Sometimes the exercise of power involved playing different roles: Ariel dressing
up as a harpy and employing an other-worldly voice echoing across the airwaves (part of Caleb Knightley's brilliantly atmospheric
sound-design), or Trinculo (Don Gilet) and Stephano (Gerard McDermott) picking up some fine apparel and shaking it to hear
the rattle of the jewels before putting it on (IV,i). On these occasions the sounds - Ariel's voice, the jewels rattiling -
reminded us once again of how power can be abused: even Trinculo and Stephano found it necessary to threaten Caliban with
dire punishment ("I"ll turn you out of my kingdom" (249-50)) unless he submitted to their will.

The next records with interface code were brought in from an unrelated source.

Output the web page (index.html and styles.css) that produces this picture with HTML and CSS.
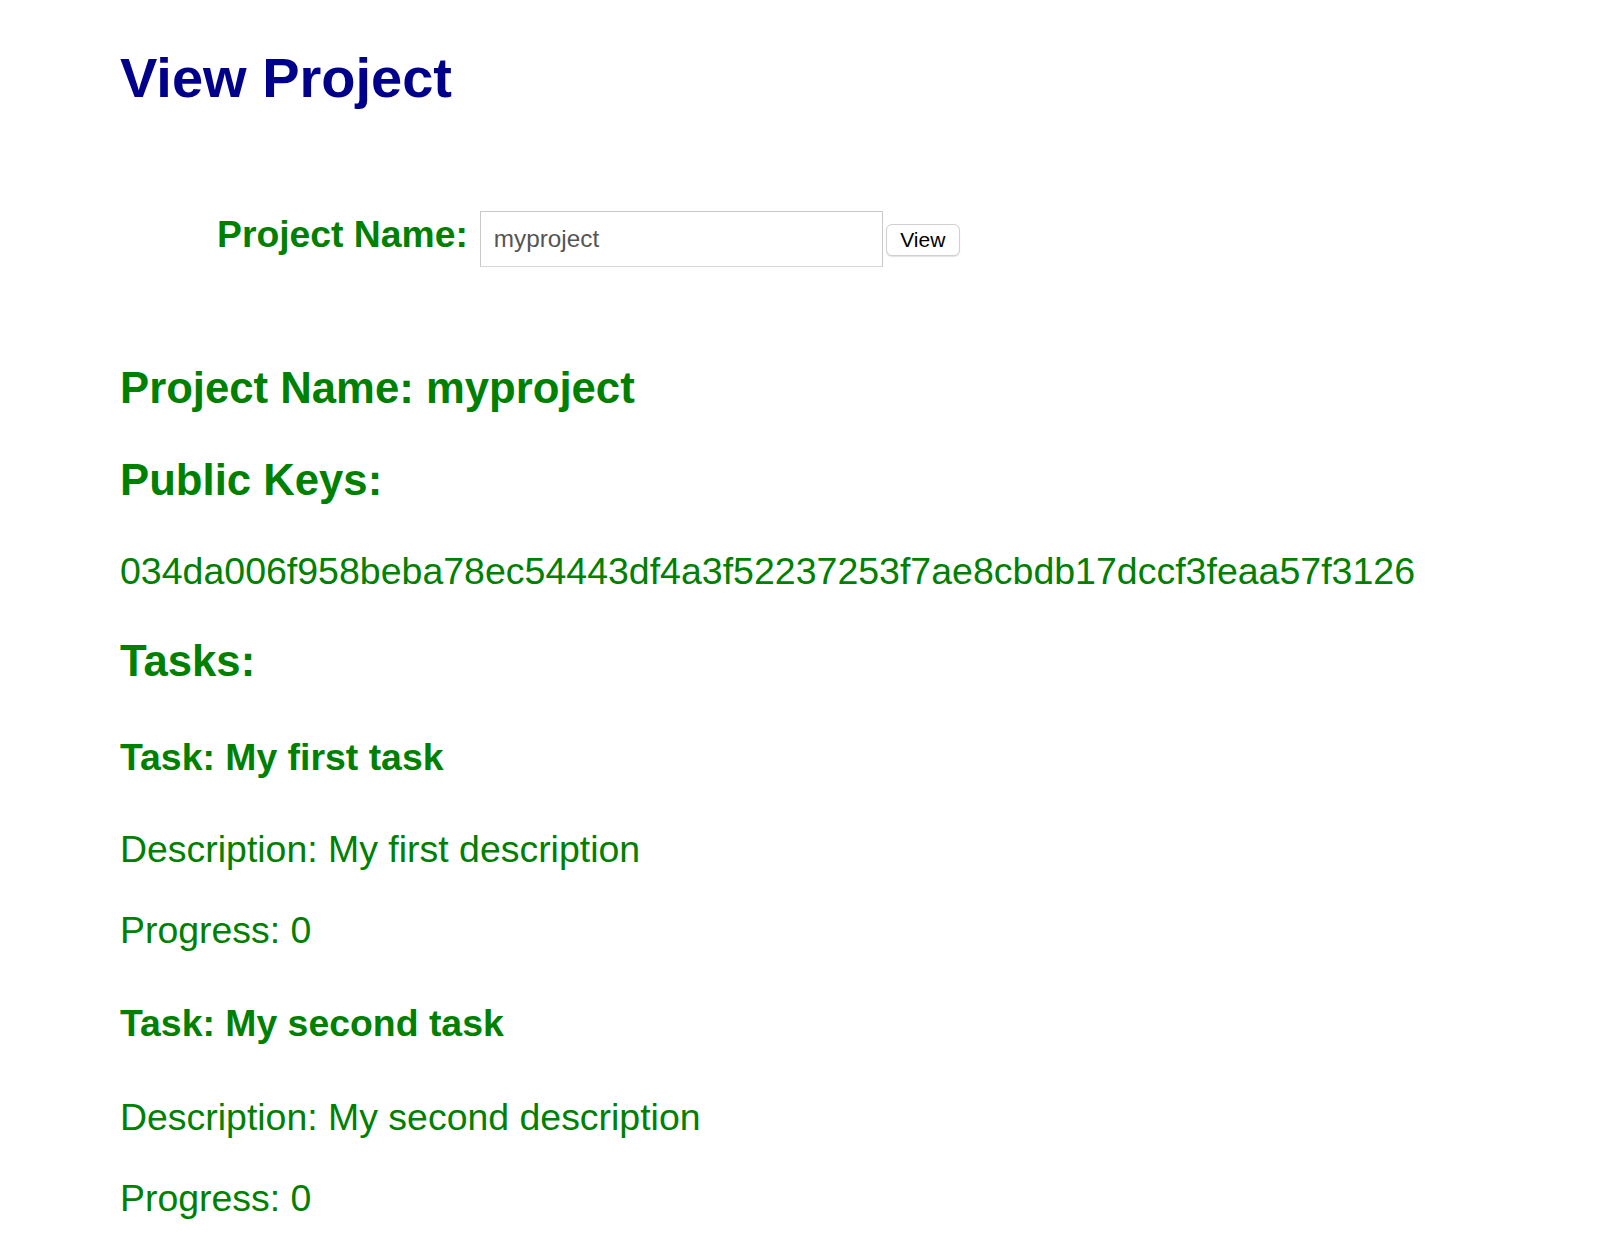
FILE: index.html
```html
<!DOCTYPE html>
<html lang="en">
<head>
<meta charset="utf-8">
<title>View Project</title>
<link rel="stylesheet" href="styles.css">
</head>
<body>
<div class="page">
  <h1 class="title">View Project</h1>
  <form class="search">
    <label class="search-label" for="pname">Project Name:</label>
    <input class="search-input" id="pname" type="text" value="myproject">
    <button class="search-btn" type="button">View</button>
  </form>
  <h2 class="heading heading-first">Project Name: myproject</h2>
  <h2 class="heading heading-keys">Public Keys:</h2>
  <p class="text key">034da006f958beba78ec54443df4a3f52237253f7ae8cbdb17dccf3feaa57f3126</p>
  <h2 class="heading heading-tasks">Tasks:</h2>
  <div class="task">
    <h3 class="task-title">Task: My first task</h3>
    <p class="text desc">Description: My first description</p>
    <p class="text progress">Progress: 0</p>
  </div>
  <div class="task">
    <h3 class="task-title">Task: My second task</h3>
    <p class="text desc">Description: My second description</p>
    <p class="text progress">Progress: 0</p>
  </div>
</div>
</body>
</html>
```
FILE: styles.css
```css
html, body {
  margin: 0;
  padding: 0;
  background: #ffffff;
}
body {
  font-family: "Liberation Sans", Arial, Helvetica, sans-serif;
  color: #008000;
}
.page {
  padding: 46px 0 0 120px;
}
.title {
  margin: 0;
  font-size: 56px;
  line-height: 64px;
  font-weight: bold;
  color: #00008b;
}
.search {
  display: flex;
  align-items: baseline;
  margin: 101px 0 0 97px;
}
.search-label {
  font-size: 37.3px;
  line-height: 44px;
  font-weight: bold;
  color: #008000;
  margin-right: 12px;
}
.search-input {
  box-sizing: border-box;
  width: 403px;
  height: 56px;
  margin: 0;
  padding: 0 10px 0 13px;
  border: 1px solid #c9c9c9;
  border-bottom-color: #d6d6d6;
  border-radius: 0;
  font-family: "Liberation Sans", Arial, Helvetica, sans-serif;
  font-size: 24.3px;
  color: #555555;
  background: #ffffff;
  outline: none;
}
.search-btn {
  box-sizing: border-box;
  width: 74px;
  height: 32px;
  margin: 0 0 0 3px;
  padding: 0;
  border: 1px solid #d0d0d0;
  border-radius: 6px;
  background: #ffffff;
  box-shadow: 0 1px 1px rgba(0, 0, 0, 0.12);
  font-family: "Liberation Sans", Arial, Helvetica, sans-serif;
  font-size: 21px;
  color: #000000;
}
.heading {
  margin: 0;
  font-size: 43.7px;
  line-height: 52px;
  font-weight: bold;
}
.heading-first {
  margin-top: 95px;
}
.heading-keys {
  margin-top: 40px;
}
.text {
  margin: 0;
  font-size: 37.45px;
  line-height: 44px;
}
.key {
  margin-top: 43px;
  font-size: 37.5px;
}
.heading-tasks {
  margin-top: 42px;
}
.task-title {
  margin: 48px 0 0;
  font-size: 37.4px;
  line-height: 44px;
  font-weight: bold;
}
.task + .task .task-title {
  margin-top: 49px;
}
.desc {
  margin-top: 48px;
}
.task + .task .desc {
  margin-top: 50px;
}
.progress {
  margin-top: 37px;
}
```
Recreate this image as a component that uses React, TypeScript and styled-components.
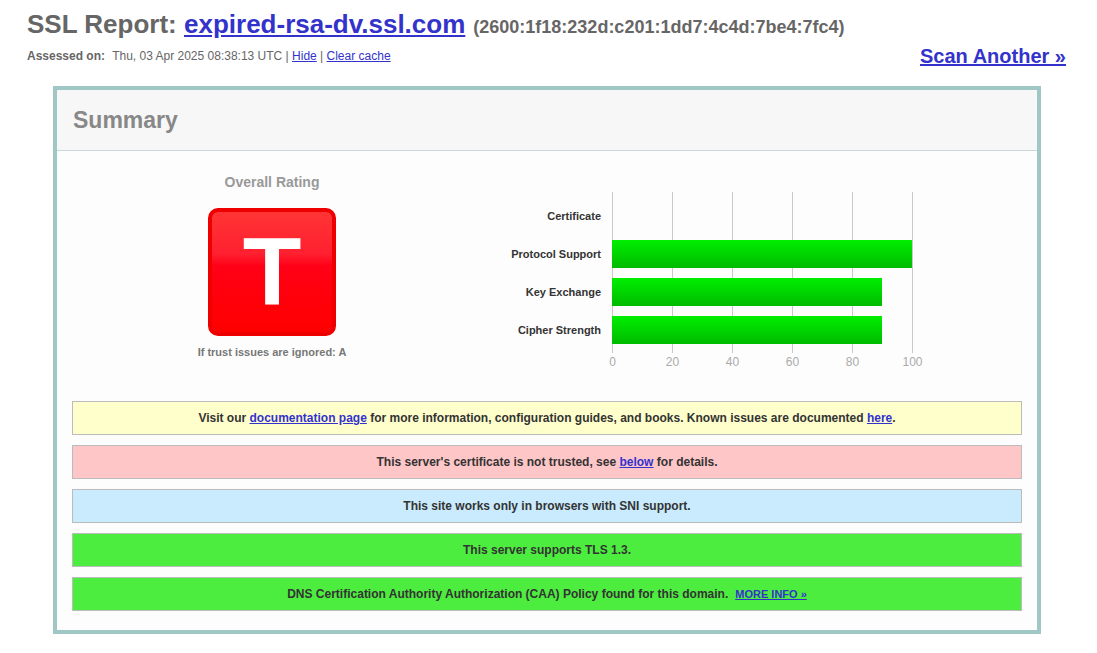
import React from 'react';
import styled, { createGlobalStyle } from 'styled-components';

const GlobalStyle = createGlobalStyle`
  body {
    margin: 0;
    background: #fff;
    font-family: "Liberation Sans", Arial, sans-serif;
    color: #333;
  }
  a { color: #3333cc; }
`;

const Page = styled.div`
  width: 1039px;
  padding: 0 0 20px 27px;
`;

const Title = styled.h1`
  margin: 0;
  padding-top: 7px;
  font-size: 26px;
  line-height: 34px;
  font-weight: bold;
  color: #666;
  white-space: nowrap;
`;

const Ip = styled.span`
  font-size: 18px;
  line-height: 1;
  margin-left: 3px;
`;

const MetaRow = styled.div`
  display: flex;
  justify-content: space-between;
  align-items: center;
  height: 30px;
`;

const Assessed = styled.div`
  font-size: 12px;
  color: #666;
  b { margin-right: 4px; }
`;

const ScanLink = styled.a`
  font-size: 20px;
  font-weight: bold;
`;

const SummaryBox = styled.section`
  margin: 15px 25px 0 26px;
  border: 4px solid #a0c6c6;
  background: #fdfdfd;
`;

const SummaryHeader = styled.div`
  height: 60px;
  display: flex;
  align-items: center;
  padding-left: 16px;
  background: #f7f7f7;
  border-bottom: 1px solid #c8d8d8;
  font-size: 23px;
  font-weight: bold;
  color: #888;
`;

const TopRow = styled.div`
  display: flex;
  padding-top: 23px;
`;

const RatingCol = styled.div`
  width: 430px;
  display: flex;
  flex-direction: column;
  align-items: center;
`;

const RatingTitle = styled.div`
  font-size: 14px;
  line-height: 17px;
  font-weight: bold;
  color: #999;
`;

const Grade = styled.div`
  margin-top: 17px;
  width: 128px;
  height: 128px;
  box-sizing: border-box;
  border: 4px solid #ee0000;
  border-radius: 10px;
  background: linear-gradient(#ff3434 0%, #ff2030 35%, #ff0016 45%, #ff0000 100%);
  color: #fff;
  font-size: 96px;
  font-weight: bold;
  line-height: 120px;
  text-align: center;
`;

const IgnoredNote = styled.div`
  margin-top: 9px;
  font-size: 11px;
  line-height: 14px;
  font-weight: bold;
  color: #777;
`;

const ChartCol = styled.div`
  margin-top: 8px;
`;

const Warnings = styled.div`
  display: flex;
  flex-direction: column;
  gap: 10px;
  padding: 25px 15px 19px;
`;

const Notice = styled.div<{ $bg: string }>`
  background: ${(p) => p.$bg};
  border: 1px solid #bbb;
  padding: 9px 10px;
  font-size: 12px;
  line-height: 14px;
  font-weight: bold;
  color: #333;
  text-align: center;
`;

const MoreInfo = styled.a`
  font-size: 11px;
  margin-left: 7px;
`;

const rows = [
  { label: 'Certificate', value: 0 },
  { label: 'Protocol Support', value: 100 },
  { label: 'Key Exchange', value: 90 },
  { label: 'Cipher Strength', value: 90 },
];

function ScoreChart() {
  const x0 = 125;
  const scale = 3;
  return (
    <svg width="460" height="190" viewBox="0 0 460 190" fontFamily="Liberation Sans, Arial, sans-serif">
      <defs>
        <linearGradient id="bar" x1="0" y1="0" x2="0" y2="1">
          <stop offset="0" stopColor="#00ee00" />
          <stop offset="1" stopColor="#00bb00" />
        </linearGradient>
      </defs>
      {[0, 20, 40, 60, 80, 100].map((t) => (
        <g key={t}>
          <line x1={x0 + t * scale + 0.5} y1="10" x2={x0 + t * scale + 0.5} y2="171" stroke="#c8c8c8" />
          <text x={x0 + t * scale + 0.5} y="184" fontSize="12" fill="#aaa" textAnchor="middle">
            {t}
          </text>
        </g>
      ))}
      {rows.map((r, i) => {
        const cy = 34 + i * 38;
        return (
          <g key={r.label}>
            <text x="114" y={cy + 4} fontSize="11" fontWeight="bold" fill="#333" textAnchor="end">
              {r.label}
            </text>
            {r.value > 0 && <rect x={x0} y={cy - 14} width={r.value * scale} height="28" fill="url(#bar)" />}
          </g>
        );
      })}
    </svg>
  );
}

export default function App() {
  return (
    <Page>
      <GlobalStyle />
      <Title>
        SSL Report: <a href="#">expired-rsa-dv.ssl.com</a>
        <Ip> (2600:1f18:232d:c201:1dd7:4c4d:7be4:7fc4)</Ip>
      </Title>
      <MetaRow>
        <Assessed>
          <b>Assessed on:</b> Thu, 03 Apr 2025 08:38:13 UTC | <a href="#">Hide</a> | <a href="#">Clear cache</a>
        </Assessed>
        <ScanLink href="#">Scan Another &raquo;</ScanLink>
      </MetaRow>

      <SummaryBox>
        <SummaryHeader>Summary</SummaryHeader>
        <TopRow>
          <RatingCol>
            <RatingTitle>Overall Rating</RatingTitle>
            <Grade>T</Grade>
            <IgnoredNote>If trust issues are ignored: A</IgnoredNote>
          </RatingCol>
          <ChartCol>
            <ScoreChart />
          </ChartCol>
        </TopRow>

        <Warnings>
          <Notice $bg="#ffffcc">
            Visit our <a href="#">documentation page</a> for more information, configuration guides, and books. Known
            issues are documented <a href="#">here</a>.
          </Notice>
          <Notice $bg="#ffc6c8">
            This server's certificate is not trusted, see <a href="#">below</a> for details.
          </Notice>
          <Notice $bg="#c9ebfd">This site works only in browsers with SNI support.</Notice>
          <Notice $bg="#4ded3f">This server supports TLS 1.3.</Notice>
          <Notice $bg="#4ded3f">
            DNS Certification Authority Authorization (CAA) Policy found for this domain.
            <MoreInfo href="#">MORE INFO &raquo;</MoreInfo>
          </Notice>
        </Warnings>
      </SummaryBox>
    </Page>
  );
}
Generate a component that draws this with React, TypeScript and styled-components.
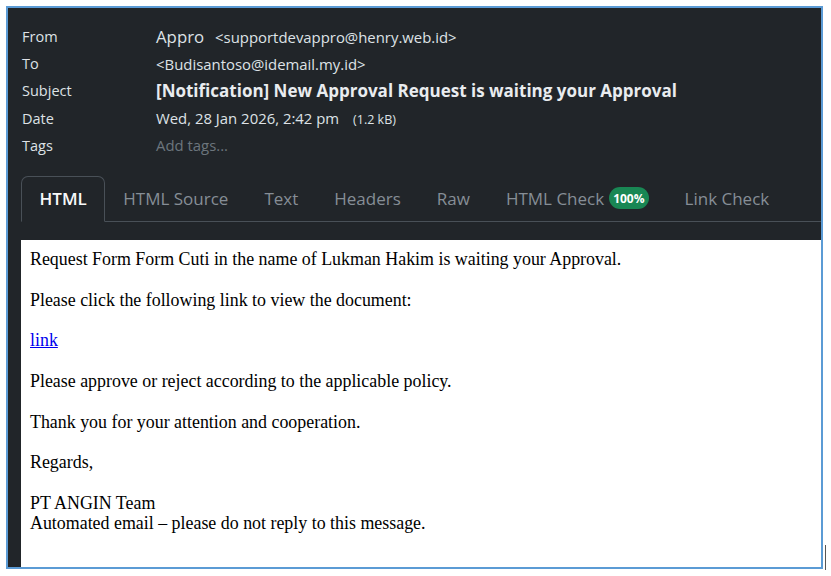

In the end the action drew to an expected happy ending, with order restored and everyone
- except Caliban, Trinculo and Stephano - having their wishes fulfilled. In a newly-inserted line Prospero told us "please
you draw near," and delivered the epilogue, where he implied that he was as much in thrall as Ariel. If Ariel needed to be
released by Prospero, so Prospero needed to be released from his bands with the help of the listeners' "good hands" (Epilogue
10). This statement appeared doubly problematic: first, in view of his past behaviour, we had good reason to doubt Prospero's
sincerity - did he really believe himself to be at our beck and call? Secondly, in a radio production it is not necessary
to applaud - perhaps Prospero knew this, and was actually taunting us with the information. Whatever his motives, I felt that
listeners were being drawn into his sphere of influence; having released Ariel, he was now looking for someone else to control.
This profoundly unsettling thought was the culmination of a deeply unsettling revival:
brilliantly acted and scored, it made me approach Shakespeare's play with fresh eyes.